Nine days after the Sept. 11, 2001, attacks, President George W. Bush stood before Congress to outline a two-pronged response to history’s deadliest terrorist act: dramatic improvements in security at home and an all-out assault against what he called a “fringe form of Islamic extremism” at war with the West.
Fifteen years later, the first goal arguably has been met, as Americans by almost every measure are safer today from another 9/11-scale attack than in 2001.
Yet the struggle to defeat the global network of violent, rabidly anti-Western jihadist groups has recorded fewer successes. Indeed, the problem appears to have grown bigger.
The al-Qaeda organization once led by Osama bin Laden has been decimated and is no longer capable of orchestrating a sophisticated, trans-national plot on its own, terrorism experts say they believe. Al-Qaeda’s branches in North Africa and Yemen also have been weakened by Western military strikes and ongoing fighting with rival factions.

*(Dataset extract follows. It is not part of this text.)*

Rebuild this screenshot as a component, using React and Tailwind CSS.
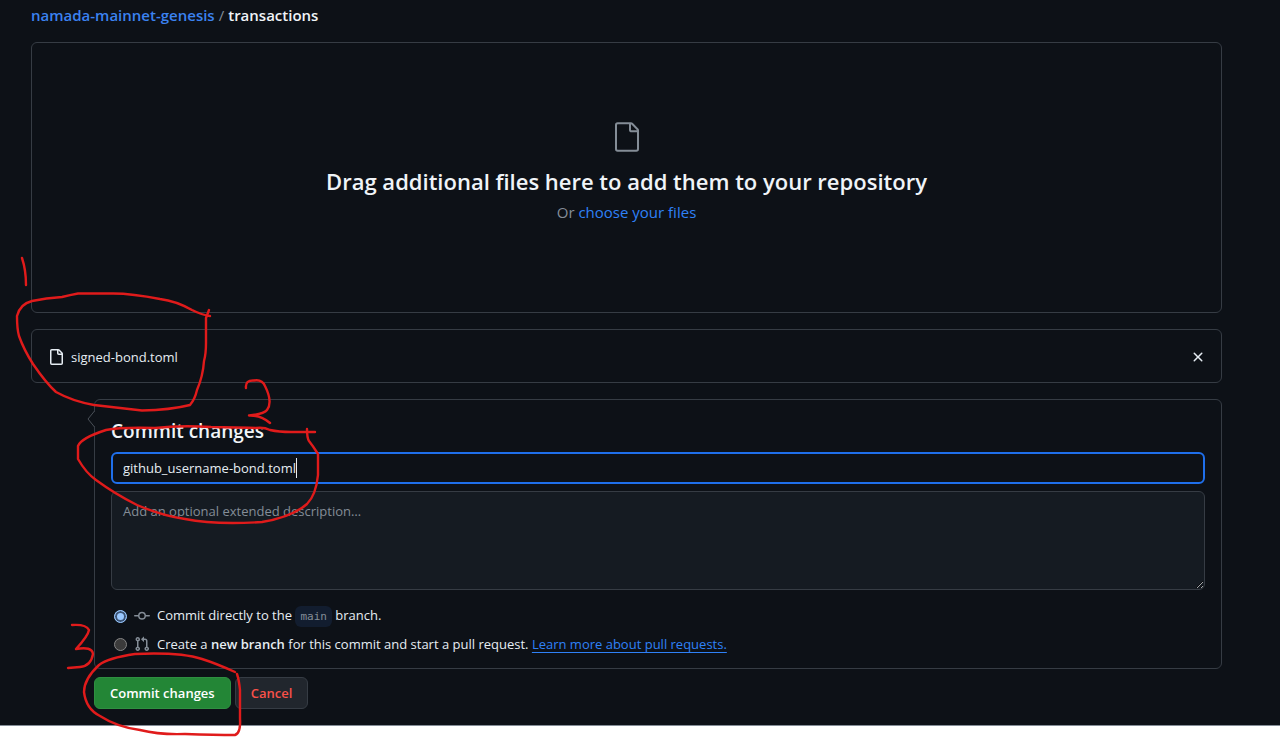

But al-Qaeda’s powerful and locally popular Syrian branch, Jabhat Fatah al-Sham, commands an army of thousands of trained fighters and now serves as a base for senior al-Qaeda operatives experienced in making explosives and carrying out terrorist attacks, U.S. officials and terrorism experts say. The Syrian group recently announced it had split with al-Qaeda, but U.S. officials say the claim is not credible.
Meanwhile, the Islamic State, despite military setbacks in Iraq and Syria, has demonstrated a growing capability to direct — or inspire — simple-but-lethal terrorist attacks around the world.
Both the Bush and Obama administrations thwarted multiple terrorist plots and achieved significant military successes against specific terrorist factions and key leaders, including al-Qaeda in Iraq founder Abu Musab al-Zarqawi in 2006, bin Laden in 2011 and the Islamic State’s No. 2 commander, Abu Muhammad al-Adnani, who reportedly was killed in a U.S. airstrike last month. Yet both administrations struggled to find a formula for blunting the appeal of violent jihadist groups or preventing thousands of young Muslims from enlisting in a global movement fueled by hatred and bent on destruction.
Beginning in the fall of 2001, intelligence and law enforcement officials began bracing for follow-up attacks of equal or even greater magnitude, from the downing of passenger planes to biological or even nuclear terrorism.
Instead, despite its stated ambition to kill large numbers of Americans and disrupt the U.S. economy, al-Qaeda has been unable since 2001 to carry out another major strike on the U.S. homeland. The only significant acts of terrorism in the past 15 years involved lone actors or — apparently, in the case of the 2001 anthrax attack — a domestic terrorist.
“The cavalry did arrive, and we have good people still working on it,” said Mowatt-Larssen, now a senior fellow at Harvard University’s Belfer Center for Science and International Affairs. One of the unheralded successes of the post-Sept. 11 era is “the fact that we haven’t had a WMD attack in these 15 years,” he said.
A hard-learned lesson of the last 15 years, current and former officials say, is that the most effective counter-radicalization messages can only come from Muslims themselves — religious leaders and institutions as well as governments, which must address the political and social disparities that fuel extremism. But U.S. officials have been largely frustrated in their efforts to persuade Muslim allies to take more aggressive measures in their home countries.
The Islamic State, widely regarded as the preeminent global jihad threat, has mastered the process of recruiting and radicalizing adherents to a far greater degree than al-Qaeda did, U.S. officials and terrorism experts say. And the Islamic State has shown itself to be far more willing than al-Qaeda to attack soft targets of limited strategic value, using recruits with little or no training and weapons that are simple but enormously effective in sowing fear and panic.
Such attacks have come to define jihadist terrorism in the second decade of the 21st century.